▶ SOURCE MATERIAL:

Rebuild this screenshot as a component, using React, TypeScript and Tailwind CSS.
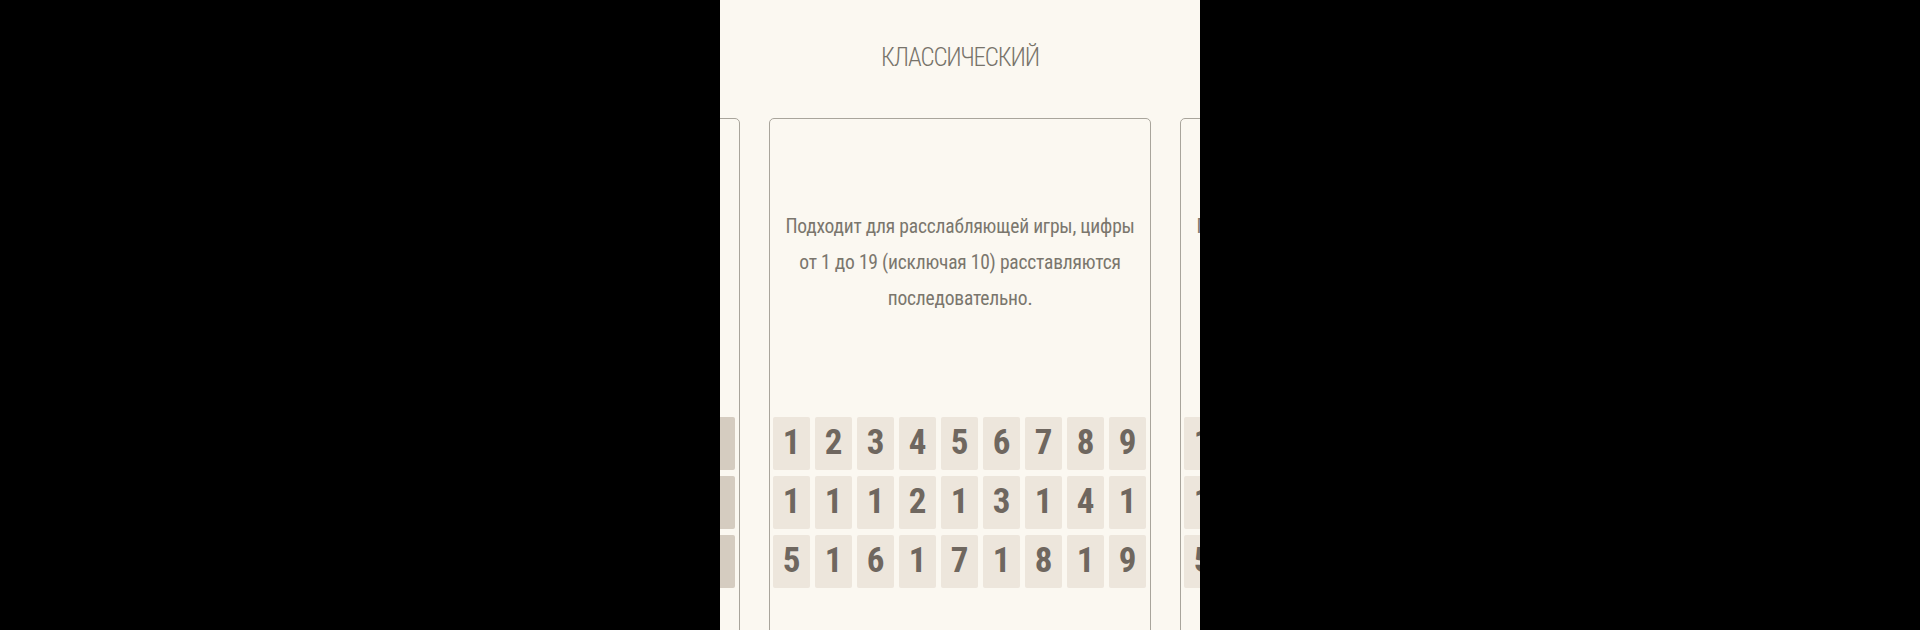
import React from "react";

const COND = '"Roboto Condensed", "Liberation Sans Narrow", "DejaVu Sans Condensed", "Arial Narrow", sans-serif';

const rows = [
  ["1", "2", "3", "4", "5", "6", "7", "8", "9"],
  ["1", "1", "1", "2", "1", "3", "1", "4", "1"],
  ["5", "1", "6", "1", "7", "1", "8", "1", "9"],
];

function Tiles({ dark }: { dark?: boolean }) {
  return (
    <div className="flex flex-col gap-[6px]">
      {rows.map((r, i) => (
        <div key={i} className="flex gap-[5px]">
          {r.map((d, j) => (
            <div
              key={j}
              className={
                dark
                  ? "w-[37px] h-[53px] rounded-[2px] bg-[#d5ccc0] flex items-center justify-center text-[35px] font-bold text-[#d5ccc0]"
                  : "w-[37px] h-[53px] rounded-[2px] bg-[#ede6dc] flex items-center justify-center text-[35px] font-bold text-[#6f675f]"
              }
              style={{ fontFamily: COND }}
            >
              {d}
            </div>
          ))}
        </div>
      ))}
    </div>
  );
}

function Card({ text, dark }: { text: string; dark?: boolean }) {
  return (
    <div className="w-[382px] h-[560px] shrink-0 border-[1.5px] border-[#a9a59c] rounded-[5px] flex flex-col px-[3px]">
      <div className="h-[298px] shrink-0 flex items-center justify-center px-[2px]">
        <p
          className="text-center text-[19.5px] font-normal leading-[36px] text-[#7a766d] mt-[-10px] tracking-[-0.2px]"
          style={{ fontFamily: COND }}
        >
          {text}
        </p>
      </div>
      <Tiles dark={dark} />
    </div>
  );
}

export default function App() {
  return (
    <div className="w-full h-[630px] bg-black flex justify-center overflow-hidden">
      <div className="w-[480px] h-full bg-[#fbf8f1] overflow-hidden flex flex-col">
        <div className="h-[118px] shrink-0 flex items-start justify-center pt-[40px]">
          <h1
            className="text-[25px] font-light leading-[36px] text-[#77736a] tracking-[-1.2px]"
            style={{ fontFamily: COND }}
          >
            КЛАССИЧЕСКИЙ
          </h1>
        </div>
        <div className="flex justify-center gap-[29px] shrink-0">
          <Card text="" dark />
          <Card text="Подходит для расслабляющей игры, цифры от 1 до 19 (исключая 10) расставляются последовательно." />
          <Card text="Подходит для расслабляющей игры, цифры от 1 до 19 (исключая 10) расставляются в случайном порядке." />
        </div>
      </div>
    </div>
  );
}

▶ REQUIREMENT:
Omit any images, then output the listing exactly.

▶ EXERCISE OUTPUT:
Rebuild this screenshot as a component, using React, TypeScript and Tailwind CSS.
import React from "react";

const COND = '"Roboto Condensed", "Liberation Sans Narrow", "DejaVu Sans Condensed", "Arial Narrow", sans-serif';

const rows = [
  ["1", "2", "3", "4", "5", "6", "7", "8", "9"],
  ["1", "1", "1", "2", "1", "3", "1", "4", "1"],
  ["5", "1", "6", "1", "7", "1", "8", "1", "9"],
];

function Tiles({ dark }: { dark?: boolean }) {
  return (
    <div className="flex flex-col gap-[6px]">
      {rows.map((r, i) => (
        <div key={i} className="flex gap-[5px]">
          {r.map((d, j) => (
            <div
              key={j}
              className={
                dark
                  ? "w-[37px] h-[53px] rounded-[2px] bg-[#d5ccc0] flex items-center justify-center text-[35px] font-bold text-[#d5ccc0]"
                  : "w-[37px] h-[53px] rounded-[2px] bg-[#ede6dc] flex items-center justify-center text-[35px] font-bold text-[#6f675f]"
              }
              style={{ fontFamily: COND }}
            >
              {d}
            </div>
          ))}
        </div>
      ))}
    </div>
  );
}

function Card({ text, dark }: { text: string; dark?: boolean }) {
  return (
    <div className="w-[382px] h-[560px] shrink-0 border-[1.5px] border-[#a9a59c] rounded-[5px] flex flex-col px-[3px]">
      <div className="h-[298px] shrink-0 flex items-center justify-center px-[2px]">
        <p
          className="text-center text-[19.5px] font-normal leading-[36px] text-[#7a766d] mt-[-10px] tracking-[-0.2px]"
          style={{ fontFamily: COND }}
        >
          {text}
        </p>
      </div>
      <Tiles dark={dark} />
    </div>
  );
}

export default function App() {
  return (
    <div className="w-full h-[630px] bg-black flex justify-center overflow-hidden">
      <div className="w-[480px] h-full bg-[#fbf8f1] overflow-hidden flex flex-col">
        <div className="h-[118px] shrink-0 flex items-start justify-center pt-[40px]">
          <h1
            className="text-[25px] font-light leading-[36px] text-[#77736a] tracking-[-1.2px]"
            style={{ fontFamily: COND }}
          >
            КЛАССИЧЕСКИЙ
          </h1>
        </div>
        <div className="flex justify-center gap-[29px] shrink-0">
          <Card text="" dark />
          <Card text="Подходит для расслабляющей игры, цифры от 1 до 19 (исключая 10) расставляются последовательно." />
          <Card text="Подходит для расслабляющей игры, цифры от 1 до 19 (исключая 10) расставляются в случайном порядке." />
        </div>
      </div>
    </div>
  );
}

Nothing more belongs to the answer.